@Joe Splitrock @Brittany Baker
I’ll share my story because I think it offers some perspective on an unconventional path.
2016 I bought a primary residence with my brother. We had $15k between us to our name at the time so I bought a $295k patio home with 5% down (with concessions toward closing costs) and drained our accounts. We lived there for 2 years splitting the mortgage (which was about 20% of our incomes each bc of the split). We saved money for 2 years as fast as we could which amounted to about $30k. We decided to jump head first into rentals. Before we had a full plan we put our house on the market for rent that we were living in. When we found a renter we moved our stuff into a storage facility and moved ourselves into an Airbnb. After 3 months in the Airbnb we were under contract on our second place which was a $245k condo with 10% down. Once again we were back at zero savings. The first house barely broke even because of the low down payment but it was fairly new so low capex/maint required. After 2 more years of saving we had about $30k but I was starting to feel the pressure of having no safety net.

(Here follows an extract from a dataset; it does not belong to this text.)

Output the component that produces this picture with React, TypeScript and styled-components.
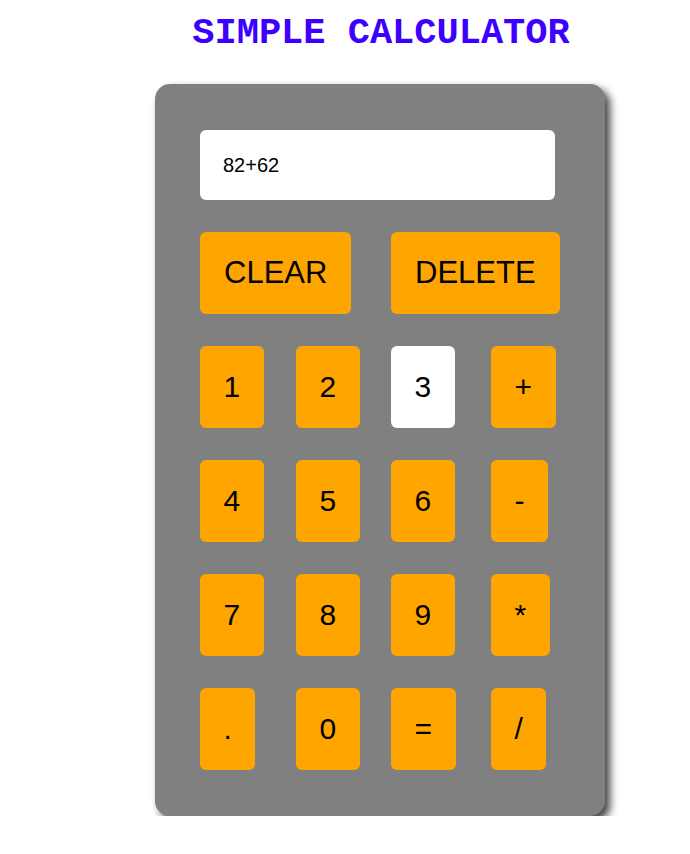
import React from "react";
import styled, { createGlobalStyle } from "styled-components";

const GlobalStyle = createGlobalStyle`
  body {
    margin: 0;
    background: #fff;
    font-family: "Liberation Sans", Arial, sans-serif;
  }
`;

const Page = styled.div`
  padding: 12px 0 0 155px;
`;

const Title = styled.h1`
  width: 452px;
  height: 42px;
  margin: 0;
  text-align: center;
  line-height: 42px;
  font-family: "Liberation Mono", "Courier New", monospace;
  font-size: 37px;
  font-weight: bold;
  color: #3d00ff;
`;

const Calculator = styled.div`
  box-sizing: border-box;
  width: 450px;
  margin-top: 30px;
  padding: 46px 45px;
  background: #808080;
  border-radius: 15px;
  box-shadow: 5px 5px 9px rgba(0, 0, 0, 0.75);
`;

const Display = styled.div`
  box-sizing: border-box;
  width: 355px;
  height: 70px;
  margin-bottom: 32px;
  padding: 0 23px;
  display: flex;
  align-items: center;
  background: #fff;
  border-radius: 6px;
  font-size: 20px;
  color: #000;
`;

const Keys = styled.div`
  display: grid;
  grid-template-columns: 65px 64px 69px auto;
  column-gap: 31px;
  row-gap: 32px;
  justify-items: start;
`;

const Key = styled.button<{ $active?: boolean; $wide?: boolean }>`
  border: none;
  border-radius: 6px;
  padding: ${(p) => (p.$wide ? "24px" : "24px 23.5px")};
  line-height: 34px;
  font-family: "Liberation Sans", Arial, sans-serif;
  font-size: ${(p) => (p.$wide ? "31px" : "30px")};
  color: #000;
  background: ${(p) => (p.$active ? "#fff" : "#ffa500")};
  grid-column: ${(p) => (p.$wide ? "span 2" : "auto")};
  cursor: pointer;
`;

const keys = ["1", "2", "3", "+", "4", "5", "6", "-", "7", "8", "9", "*", ".", "0", "=", "/"];

export default function App() {
  return (
    <>
      <GlobalStyle />
      <Page>
        <Title>SIMPLE CALCULATOR</Title>
        <Calculator>
          <Display>82+62</Display>
          <Keys>
            <Key $wide>CLEAR</Key>
            <Key $wide>DELETE</Key>
            {keys.map((k) => (
              <Key key={k} $active={k === "3"}>
                {k}
              </Key>
            ))}
          </Keys>
        </Calculator>
      </Page>
    </>
  );
}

I took a “disaster distribution” from my 401k under COVID and skipped the tax penalty entirely. This game me about $30k in a liquid safety net.
We bought house #3 in July 2020 with that $30k we had saved between us over the course of those 2 years and my 401k cash in reserves. This was new construction, again to avoid costly capex/maint while we were cash poor. We saved for another year and had about $15k.
April 2021 we bought a condo for $245k with 5% down with that $15k we’d saved. Still we only had about $30k in reserves. We then refinanced property #1 to pull about $50k in equity which we used to pay off all our other debts and banked about $10k bringing our reserves to $40k with a portfolio now worth about $1.6M because of the appreciation we’ve experienced in Phx.
July 2021 we put 3 of our properties into forbearance. Our renters experienced some payment issues but are getting back on track. We will likely take the year of forbearance to fill our reserves coffers, save personally, and defer the missed payments to the end of our loans.
After that year is up and we are able to again borrow conventionally our reserves should be approx $100k with a portfolio valued at $1.6M to $1.7M.
We are collectively at less than 80% LTV across the 4 properties because of the appreciation. We are cash flowing $200 min after capex on each property.
Our plan for the next year is to 1031 the first 3 properties which have about $550k in equity between them into about $2.2M worth of properties. This will take our portfolio to about $2.5M with prop 4 included while we sit on $100k in cash reserves.
This is where I remind you we had $15k to our names BETWEEN us 5 years ago. This REI game is a beast. Pay attention to the political and tax loopholes. Put them in your bag and lean on them early and often.
Side note…every house we own has an HOA handling much of the maintenance. There is little to no yard for each. The newish builds were KEY to us because they were predictable on the cash outlay to get started. We only truly own 1 roof. In 5 years we've had one giant expense of replacing 1 AC unit. The rest has been appliances and minor stuff. Suffice it to say, there are ways to minimize your cash outlay on the front end when you are clawing at the walls from the bottom of a pit.